We can see from the above table that number of words contained in each file is more or less the same; the number of lines is more in the twitter file, which is expected since tweets are restricted to a specific number of characters.

Cleaning Data

In this section we are going to merge all the data together and clean it in order to perform analysis on it

Merging and Sampling Data

First we will merge the data into one big source, after we will take a sample of the data (10% of its size) to perform analysis, this is to reduce time and load.

#Combine all files together
allText<-c(twitter,news,blogs)

#Sample text file to reduce size
allText<-sample(allText, 0.1*length(allText))

Cleaning Data and Preparing Data

To make our analysis much more meaningful, unnecessary data which is deemed to add no value to text prediction will be removed. We will remove:

  • Punctuation
  • Numbers

Also, we will convert all letters to small/lower letters in order match all instances of the same word, which is crucial in our next step. For example: “The”, “the” and “THe” will all be converted to “the”.

#Convert to lower letters
allText<-tolower(allText)
#Remove punctuation
allText<-removePunctuation(allText)
#Remove numbers
allText<-removeNumbers(allText)

Analysing Data (N-gram Analysis)

We will perform an “n-gram” analysis on our cleaned data set. N-gram analysis is essentially a frequency count of n-group of words. For example, “in the”, “who can” and “where the” are example of 2-gram (or bigram) groups and this section we will perform a frequency count for 1,2 and 3-gram.

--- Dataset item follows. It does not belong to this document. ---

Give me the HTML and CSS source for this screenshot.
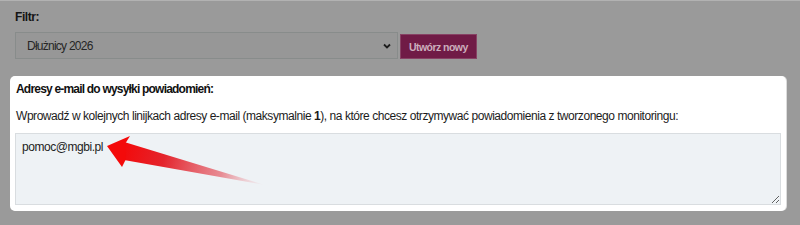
FILE: index.html
```html
<!DOCTYPE html>
<html>
<head>
    <meta charset="UTF-8">
    <title>Monitoring - powiadomienia</title>
    <link rel="stylesheet" href="styles.css">
</head>
<body>
<div class="page">
    <div class="filter">
        <div class="filter-label">Filtr:</div>
        <div class="filter-row">
            <div class="select">
                <span>Dłużnicy 2026</span>
                <svg class="chevron" width="8" height="6" viewBox="0 0 8 6"><path d="M1 1.5 L4 4.5 L7 1.5" fill="none" stroke="#1c1c1c" stroke-width="1.8"/></svg>
            </div>
            <button class="btn-new">Utwórz nowy</button>
        </div>
    </div>

    <div class="card">
        <div class="card-title">Adresy e-mail do wysyłki powiadomień:</div>
        <p class="card-text">Wprowadź w kolejnych linijkach adresy e-mail (maksymalnie <b>1</b>), na które chcesz otrzymywać powiadomienia z tworzonego monitoringu:</p>
        <div class="emails">
            <textarea class="emails-input">pomoc@mgbi.pl</textarea>
            <!-- strzałka z zrzutu ekranu -->
            <svg class="arrow" width="260" height="72" viewBox="0 0 260 72">
                <defs>
                    <linearGradient id="tail" gradientUnits="userSpaceOnUse" x1="105" y1="16" x2="250" y2="52">
                        <stop offset="0" stop-color="#f40808"/>
                        <stop offset="0.3" stop-color="#e4242c"/>
                        <stop offset="0.7" stop-color="#e4606a" stop-opacity="0.7"/>
                        <stop offset="1" stop-color="#f0a0a8" stop-opacity="0"/>
                    </linearGradient>
                </defs>
                <path d="M106 8 L250 52 L109 27 Z" fill="url(#tail)"/>
                <path d="M92 13 L115 3 L110 11 L111 26 L107 34 Z" fill="#f40a0a"/>
            </svg>
        </div>
    </div>
</div>
</body>
</html>
```

FILE: styles.css
```css
html, body {
    margin: 0;
    padding: 0;
    background-color: #9a9a9a;
    font-family: "Liberation Sans", Arial, sans-serif;
    font-size: 12px;
    letter-spacing: -0.45px;
    color: #151515;
}

.page {
    border-top: 1px solid #b2b2b2;
    width: 800px;
    height: 224px;
}

.filter {
    padding: 9px 15px 0;
}

.filter-label {
    font-weight: bold;
    line-height: 14px;
}

.filter-row {
    display: flex;
    align-items: flex-end;
    margin-top: 8px;
}

.select {
    display: flex;
    align-items: center;
    justify-content: space-between;
    box-sizing: border-box;
    width: 383px;
    height: 27px;
    padding: 0 6px 0 11px;
    background-color: #979797;
    border: 1px solid #888c8b;
    color: #262626;
    font-size: 12px;
    letter-spacing: -0.75px;
}

.btn-new {
    box-sizing: border-box;
    height: 25px;
    margin-left: 2px;
    padding: 0 8px;
    background-color: #701b46;
    border: 1px solid #874264;
    color: #cbaebd;
    font-family: "Liberation Sans", Arial, sans-serif;
    font-size: 10.5px;
    font-weight: bold;
    letter-spacing: -0.55px;
}

.card {
    box-sizing: border-box;
    width: 776px;
    height: 135px;
    margin: 17px 0 0 10px;
    padding: 6px 5px 0;
    background-color: #fff;
    border-radius: 5px;
    box-shadow: 1px 0 0 #dcdcdc;
}

.card-title {
    font-weight: bold;
    color: #111;
    line-height: 14px;
    padding-left: 1px;
    letter-spacing: -0.8px;
}

.card-text {
    margin: 13px 0 0 1px;
    line-height: 14px;
    color: #1c1c1c;
}

.emails {
    position: relative;
    margin-top: 10px;
}

.emails-input {
    display: block;
    box-sizing: border-box;
    width: 766px;
    height: 72px;
    margin: 0;
    padding: 6px 6px;
    background-color: #eef2f5;
    border: 1px solid #d9dde0;
    border-radius: 0;
    font-family: "Liberation Sans", Arial, sans-serif;
    font-size: 12px;
    letter-spacing: -0.45px;
    color: #222;
    resize: vertical;
    outline: none;
}

.arrow {
    position: absolute;
    left: 0;
    top: 0;
}
```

This will serve as a “feature” when we build our model.

#Build n-grams
allText<-paste(allText, collapse = " ")

unigram<-get.phrasetable(ngram(allText, n=1))
bigram<-get.phrasetable(ngram(allText, n=2))
trigram<-get.phrasetable(ngram(allText, n=3))

Now that our analysis is done, we can visualise our results

Unigram (1-gram)

#Plot n-grams
barplot(head(unigram$freq,20),names.arg = head(unigram$ngrams,20),las=2, col="blue",ylim=range(pretty(c(0, head(unigram$freq,20)))), main="Unigram - Top 20", ylab = "frequency")

Bigram (2-gram)

barplot(head(bigram$freq,20),names.arg = head(bigram$ngrams,20),las=2, col="orange",ylim=range(pretty(c(0, head(bigram$freq,20)))), main="Bigram - Top 20", ylab = "frequency")

Trigram (3-gram)

barplot(head(trigram$freq,20),names.arg = head(trigram$ngrams,20),las=2, col="green",ylim=range(pretty(c(0, head(trigram$freq,20)))), main="Trigram - Top 20", ylab = "frequency")

Conclusion and Observations

Following this analysis it can be noted that performing analysis on text, or text mining, is a process intensive and time consuming exercise. As a result, a sample was taken to do the analysis. So in order to build a model, which is even more process intensive, novel solutions have to be implemented.